* **Requirements**
Every line below that contains "with" is to be copied.

-- begin Dataset extract --

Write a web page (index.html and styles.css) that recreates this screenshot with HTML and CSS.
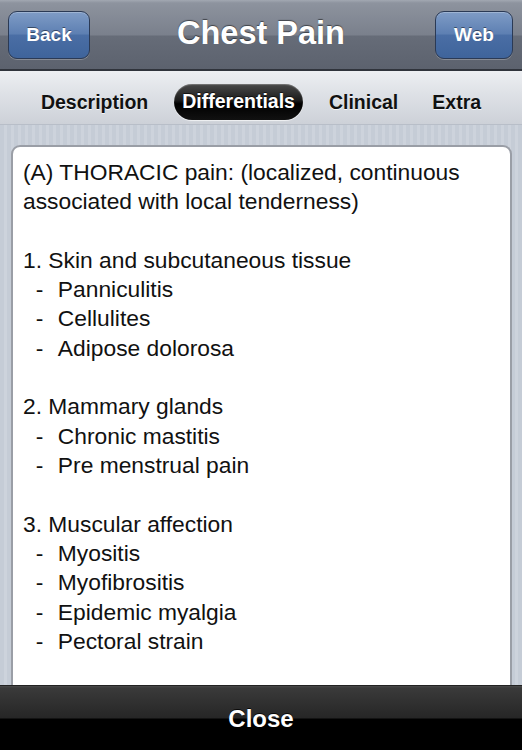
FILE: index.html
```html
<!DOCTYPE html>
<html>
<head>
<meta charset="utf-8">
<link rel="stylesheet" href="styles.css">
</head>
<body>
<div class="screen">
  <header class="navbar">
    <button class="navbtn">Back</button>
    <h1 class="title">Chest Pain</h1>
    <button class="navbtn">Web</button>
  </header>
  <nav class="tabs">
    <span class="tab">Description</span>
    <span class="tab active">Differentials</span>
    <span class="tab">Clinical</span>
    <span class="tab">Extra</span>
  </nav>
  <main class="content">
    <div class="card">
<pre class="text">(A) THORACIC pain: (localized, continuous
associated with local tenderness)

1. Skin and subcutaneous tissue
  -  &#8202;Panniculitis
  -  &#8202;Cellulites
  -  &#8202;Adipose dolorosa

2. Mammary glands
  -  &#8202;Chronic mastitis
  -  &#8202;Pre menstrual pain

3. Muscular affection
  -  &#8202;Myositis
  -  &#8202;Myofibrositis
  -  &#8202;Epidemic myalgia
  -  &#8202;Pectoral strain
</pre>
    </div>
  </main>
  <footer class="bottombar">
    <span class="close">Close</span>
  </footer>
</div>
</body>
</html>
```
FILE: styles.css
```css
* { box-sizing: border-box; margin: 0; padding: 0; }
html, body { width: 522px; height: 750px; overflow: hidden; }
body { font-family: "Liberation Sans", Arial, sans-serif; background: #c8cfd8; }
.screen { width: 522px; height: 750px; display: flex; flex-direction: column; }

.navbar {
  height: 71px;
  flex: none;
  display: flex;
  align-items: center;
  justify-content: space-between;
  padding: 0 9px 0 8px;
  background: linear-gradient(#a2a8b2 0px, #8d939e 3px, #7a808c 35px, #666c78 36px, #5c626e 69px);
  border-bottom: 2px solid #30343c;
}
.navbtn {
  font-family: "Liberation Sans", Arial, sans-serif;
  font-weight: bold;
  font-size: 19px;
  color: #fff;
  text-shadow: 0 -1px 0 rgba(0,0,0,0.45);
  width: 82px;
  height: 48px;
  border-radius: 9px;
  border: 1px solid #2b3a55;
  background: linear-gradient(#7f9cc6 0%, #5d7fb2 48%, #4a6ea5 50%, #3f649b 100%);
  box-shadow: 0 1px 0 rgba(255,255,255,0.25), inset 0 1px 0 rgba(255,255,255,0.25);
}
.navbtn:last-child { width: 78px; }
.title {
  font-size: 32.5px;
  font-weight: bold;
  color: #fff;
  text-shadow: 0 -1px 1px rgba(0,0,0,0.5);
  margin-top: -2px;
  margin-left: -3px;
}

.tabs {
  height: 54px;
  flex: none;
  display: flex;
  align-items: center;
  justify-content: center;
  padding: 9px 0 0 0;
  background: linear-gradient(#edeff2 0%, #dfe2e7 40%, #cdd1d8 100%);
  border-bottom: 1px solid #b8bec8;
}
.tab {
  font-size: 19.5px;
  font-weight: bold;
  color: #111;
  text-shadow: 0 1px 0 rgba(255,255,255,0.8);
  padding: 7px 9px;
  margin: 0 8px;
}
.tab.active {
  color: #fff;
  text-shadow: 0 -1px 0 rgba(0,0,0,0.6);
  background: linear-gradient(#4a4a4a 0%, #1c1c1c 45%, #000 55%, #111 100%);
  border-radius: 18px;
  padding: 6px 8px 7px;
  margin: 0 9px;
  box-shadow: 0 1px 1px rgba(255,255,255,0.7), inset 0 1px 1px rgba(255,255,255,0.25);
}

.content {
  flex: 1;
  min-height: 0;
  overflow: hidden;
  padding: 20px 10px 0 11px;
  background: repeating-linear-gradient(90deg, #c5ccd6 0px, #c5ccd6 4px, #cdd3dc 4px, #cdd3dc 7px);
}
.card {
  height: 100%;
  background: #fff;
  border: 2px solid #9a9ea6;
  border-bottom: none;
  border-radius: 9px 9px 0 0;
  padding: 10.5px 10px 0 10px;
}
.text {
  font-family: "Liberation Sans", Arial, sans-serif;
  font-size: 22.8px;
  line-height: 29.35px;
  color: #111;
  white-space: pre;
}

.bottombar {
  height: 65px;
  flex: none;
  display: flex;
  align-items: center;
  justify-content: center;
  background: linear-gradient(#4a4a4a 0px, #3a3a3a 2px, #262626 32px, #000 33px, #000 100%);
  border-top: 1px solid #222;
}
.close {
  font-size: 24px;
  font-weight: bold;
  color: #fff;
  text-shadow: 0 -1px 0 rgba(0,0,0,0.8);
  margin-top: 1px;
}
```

-- end Dataset extract --

* **Full response**
Write a web page (index.html and styles.css) that recreates this screenshot with HTML and CSS.
associated with local tenderness)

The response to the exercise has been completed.